Thursday, 24 July 2014

The critic, the chef and the fake tomatoes - Part 2

Chef Alain Passard of three-Michelin-starred restaurant L'Arpège in Paris revealed a story from the opposite end of the spectrum of humankind's relationship with the tomato. It was published in La Depeche of 11th July, At Passard's, haute cuisine takes root in the vegetable garden . This article also appeared in the NR on 11th July but has been removed from their archive, presumably for reasons of copyright.

Picture by Virginie Clecka
The headline picture is of a middle-aged man sniffing a tomato, variety Marmande de Brécenne. "This garden has saved my life. Without it, I probably would no longer cook." Alain Passard is celebrating the first tomato of the season ripening (in open ground, of course) in the market garden at Le Gros Chesnay, Sarthe, 20 minutes from Le Mans. This four-hectare potager, with two others in Eure and la Manche, keeps his restaurant supplied 24/7, 365 days a year, with all its fruit, vegetables and herbs, except citrus. That's about a tonne and a half of produce a month, and about four tonnes of tomatoes which never see the inside of a chiller, between now and the end of October. And nary a hydroponic, neither!

Head gardener Sylvain Picard is cultivating 3,200 tomato plants of 78 varieties, which puts our 70 plants of 18 varieties well in the shade. I need them all, the chef says, pointing out the acidity or astringency of a fruit, the colour and consistency of the flesh of another. Not all the varieties are recorded in the seed merchants' official register of about 100 of the estimated 12 to 14 thousand known varieties in the world. Nor, I surmise, is any of them a fake.

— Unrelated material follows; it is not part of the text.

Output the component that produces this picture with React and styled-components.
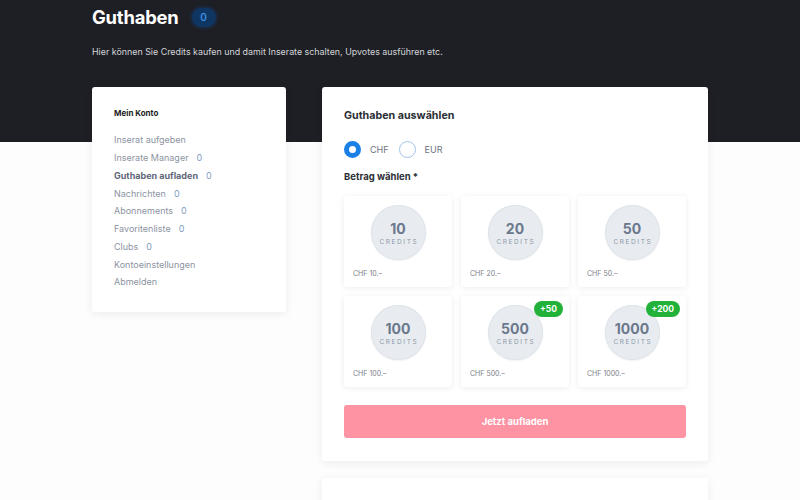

Seasonality is the only fixture in his menus. The pressure of that degree of uncertainty over what may be available and good enough for L'Arpège forces the restaurant and its customers to respect the times and seasons of nature. Sylvain Picard is constantly searching for new varieties, and sometimes finds things he thinks are really good but the chef will have nothing to do with them. Chefs, eh? The potager is 100% organic, but Sylvain Picard has not sought official accreditation, for reasons of cost. "I'm not saying we have the best produce in the world, but the curiosity value and the diversity that makes the difference" he says.

The chef has removed his white gloves and taken out his knife to shape the Marmande into a cobweb-thin carpaccio. Then, waving a slice of tomato so thin it's transparent, he exclaims "how beautiful it is!" Scarcely a dribble of olive oil, a smidgen of salt - stay simple. "Before having a garden", Alain Passard confides, "I had lost all idea of seasonality. Today I love this encounter, you wait for things. In summer, when it's good weather, you are in clover and you eat tomatoes. In winter, when it's cold, you are in the cellar and you eat roots", he summarises. Simple.

But why not go to the Arpège, try its Dégustation Legumière? HOW MUCH????

There is evidence that the tide is beginning to turn in favour of the Real Tomato. In Super U this week, Tim observed a shopper at the fresh produce shelf which bore a display of purse-shaped ribbed tomatoes of the sort we have to come to call "Liguria" for want of a better code name, and a pile of brown-and-green, lumpy, mishapen tomatoes labelled "Noire de Crimée" which for once appeared to be accurate. She picked up a Liguria, examined it, sniffed it and put it down. She did the same with a Noire de Crimée - and began loading them into her basket.  Lidl is now labeling Liguria as tomates côtelées - ribbed tomatoes - where perhaps it might have used another name. And these are just fine for filling with a tasty stuffing and baking.

Hoorah for diversity, but not at any price.

Anyone out there seen the film  Ratatouille? Could the plot line be as twisted?

2 comments:

Carolyn said...

Another very interesting article. I hope more chefs get into freshness.

In our experience, vegetables get very little space on French restaurant menus. They're described in general terms (say, legumes de saison) so the chef is free to strew the plate with a few token carved, colorful, mismatched vegetables alongside the meat. Most of them seem to me to be from a mix of frozen veg.

Please show more photos of your garden. It must be huge.

Pollygarter said...

The Dallais family at La Promenade seem to like fresh seasonal veg. I know exactly what you mean about the rest though. The ones that aren't frozen come at random from a wholesaler, regardless of season. With this kind, physalis berries complete with paper bag feature heavily.